I have no idea why, but I've seen more hawks in urban settings than in rural ones. I've gone on hawk-viewing expeditions to Hawk Mountain, PA, and managed to miss every raptor. Yet I've spotted several hawks feeding on the lawn at my parents' house in West Chester, PA. I even saw one getting entangled in a scrubby pine tree next to a parking lot off Route 70 in Cherry Hill, NJ.

At present, there is a live webcam showing three eyassers (baby hawks) in a nest in Philadelphia, PA. This nest of Red-tailed hawks is on a window ledge of the Franklin Institute. You can see the busy traffic beyond the nest on the Franklin Parkway. There is also a Facebook site for the Franklin Institute hawks, called Franklin Hawkaholics. It's worth a look.

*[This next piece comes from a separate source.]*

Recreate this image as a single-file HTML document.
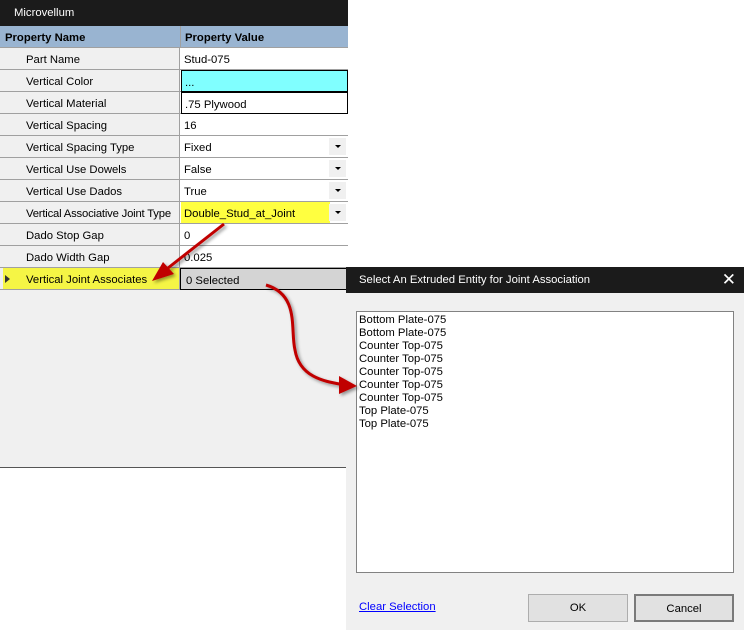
<!DOCTYPE html>
<html><head><meta charset="utf-8"><style>
*{margin:0;padding:0;box-sizing:border-box}
body{width:744px;height:630px;background:#fff;position:relative;overflow:hidden;font-family:"Liberation Sans",Arial,sans-serif;font-size:11.3px;color:#000;white-space:nowrap}
.abs{position:absolute}
#left{left:0;top:0;width:348px;height:468px;background:#f0f0f0;border-bottom:1px solid #555}
#title{left:0;top:0;width:348px;height:26px;background:#1b1b1b;color:#fff;padding:7px 0 0 14px}
.row{position:absolute;left:0;width:348px;height:22px;border-bottom:1px solid #a0a0a0;background:#fff}
.row .n{position:absolute;left:0;top:0;width:180px;height:21px;background:#f0f0f0;border-right:1px solid #a0a0a0;padding:6px 0 0 26px}
.row .v{position:absolute;left:181px;top:0;width:167px;height:21px;padding:6px 0 0 3px}
.dd{position:absolute;right:2px;top:2px;width:17px;height:17px;background:#f0f0f0}
.dd:after{content:"";position:absolute;left:6px;top:7px;border-left:3px solid transparent;border-right:3px solid transparent;border-top:3px solid #000}
#hdr{left:0;top:26px;width:348px;height:22px;background:#99b4d1;font-weight:bold;border-bottom:1px solid #a0a0a0}
#dlg{left:346px;top:267px;width:398px;height:363px;background:#f0f0f0}
#dt{left:0;top:0;width:398px;height:26px;background:#1b1b1b;color:#fff;padding:7px 0 0 13px}
#list{left:10px;top:44px;width:378px;height:262px;background:#fff;border:1px solid #828282;padding:2px 0 0 2px;line-height:13px}
.btn{position:absolute;top:327px;width:100px;height:28px;border:1px solid #adadad;background:#e1e1e1;text-align:center;padding-top:7px}
</style></head><body>
<div id="left" class="abs">
<div id="title" class="abs">Microvellum</div>
<div id="hdr" class="abs"><div class="abs" style="left:5px;top:6px">Property Name</div><div class="abs" style="left:180px;top:0;width:1px;height:22px;background:#a0a0a0"></div><div class="abs" style="left:185px;top:6px">Property Value</div></div>
<div class="row" style="top:48px"><div class="n">Part Name</div><div class="v">Stud-075</div></div>
<div class="row" style="top:70px"><div class="n">Vertical Color</div><div class="v" style="background:#80ffff;border:1px solid #000;top:0;height:22px">...</div></div>
<div class="row" style="top:92px"><div class="n">Vertical Material</div><div class="v" style="border:1px solid #000;height:22px">.75 Plywood</div></div>
<div class="row" style="top:114px"><div class="n">Vertical Spacing</div><div class="v">16</div></div>
<div class="row" style="top:136px"><div class="n">Vertical Spacing Type</div><div class="v">Fixed</div><div class="dd"></div></div>
<div class="row" style="top:158px"><div class="n">Vertical Use Dowels</div><div class="v">False</div><div class="dd"></div></div>
<div class="row" style="top:180px"><div class="n">Vertical Use Dados</div><div class="v">True</div><div class="dd"></div></div>
<div class="row" style="top:202px"><div class="n" style="letter-spacing:-0.2px">Vertical Associative Joint Type</div><div class="v" style="background:#ffff40;width:149px">Double_Stud_at_Joint</div><div class="dd"></div></div>
<div class="row" style="top:224px"><div class="n">Dado Stop Gap</div><div class="v">0</div></div>
<div class="row" style="top:246px"><div class="n">Dado Width Gap</div><div class="v">0.025</div></div>
<div class="row" style="top:268px;background:#f0f0f0"><div class="n" style="background:#f5f545;left:3px;width:177px;padding-left:23px">Vertical Joint Associates</div><div class="abs" style="left:5px;top:7px;border-top:4px solid transparent;border-bottom:4px solid transparent;border-left:5px solid #333"></div><div class="v" style="background:#d4d4d4;border:1px solid #000;left:180px;height:22px;padding-left:5px">0 Selected</div></div>
</div>
<div id="dlg" class="abs">
<div id="dt" class="abs">Select An Extruded Entity for Joint Association</div>
<div class="abs" style="right:8px;top:3px;color:#fff;font-size:17px">✕</div>
<div id="list" class="abs">Bottom Plate-075<br>Bottom Plate-075<br>Counter Top-075<br>Counter Top-075<br>Counter Top-075<br>Counter Top-075<br>Counter Top-075<br>Top Plate-075<br>Top Plate-075</div>
<div class="abs" style="left:13px;top:334px;color:#0000ff;text-decoration:underline">Clear Selection</div>
<div class="btn" style="left:182px">OK</div>
<div class="btn" style="left:288px;border:2px solid #7a7a7a">Cancel</div>
</div>
<svg class="abs" style="left:0;top:0" width="744" height="630">
<defs><filter id="s"><feDropShadow dx="2" dy="2" stdDeviation="1.5" flood-color="#000" flood-opacity=".4"/></filter></defs>
<g filter="url(#s)" fill="#c00000" stroke="#c00000">
<path d="M224 224 L168 268" stroke-width="3" fill="none"/>
<path d="M152 281 L163 262 L174 274 Z" stroke="none"/>
<path d="M266 285 C300 295 290 330 295 350 C300 380 330 382 345 385" stroke-width="3" fill="none"/>
<path d="M357 386 L339 376 L339 394 Z" stroke="none"/>
</g>
</svg>
</body></html>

Sunday, September 27, 2009

Good-bye, Mr. Movie

Last night I was driving home from managing the South Jersey Comedy Cabaret when, as usual, I turned on the radio to listen to Steve Friedman, "Mr. Movie."

It was then that I learned that Steve Friedman had died last week at the age of 62. I hadn't caught his obituary in the newspapers, and he wasn't quite famous enough to make the national news.

He had suffered from kidney disease for years. He was on dialysis and needed a kidney transplant, but was unable to find a viable match. This wasn't for lack of donors: his radio fans loved him so much that several offered one of their own kidneys.

Steve loved doing his radio show, sharing his encyclopedic knowledge of movies with his fans. His nationally-syndicated show originated here in Philadelphia.

Steve Friedman was also a guest at my writers organization, the Brandywine Valley Writers Group. In fact, he was our first guest during my administration as president.

Last Saturday night Steve finished his radio show, went home, and died in his sleep. I'm grateful that I got to listen to his final show.

He will be missed. I will probably end up listening to the BBC as I drive home from New Jersey. There's no one who can replace Steve Friedman.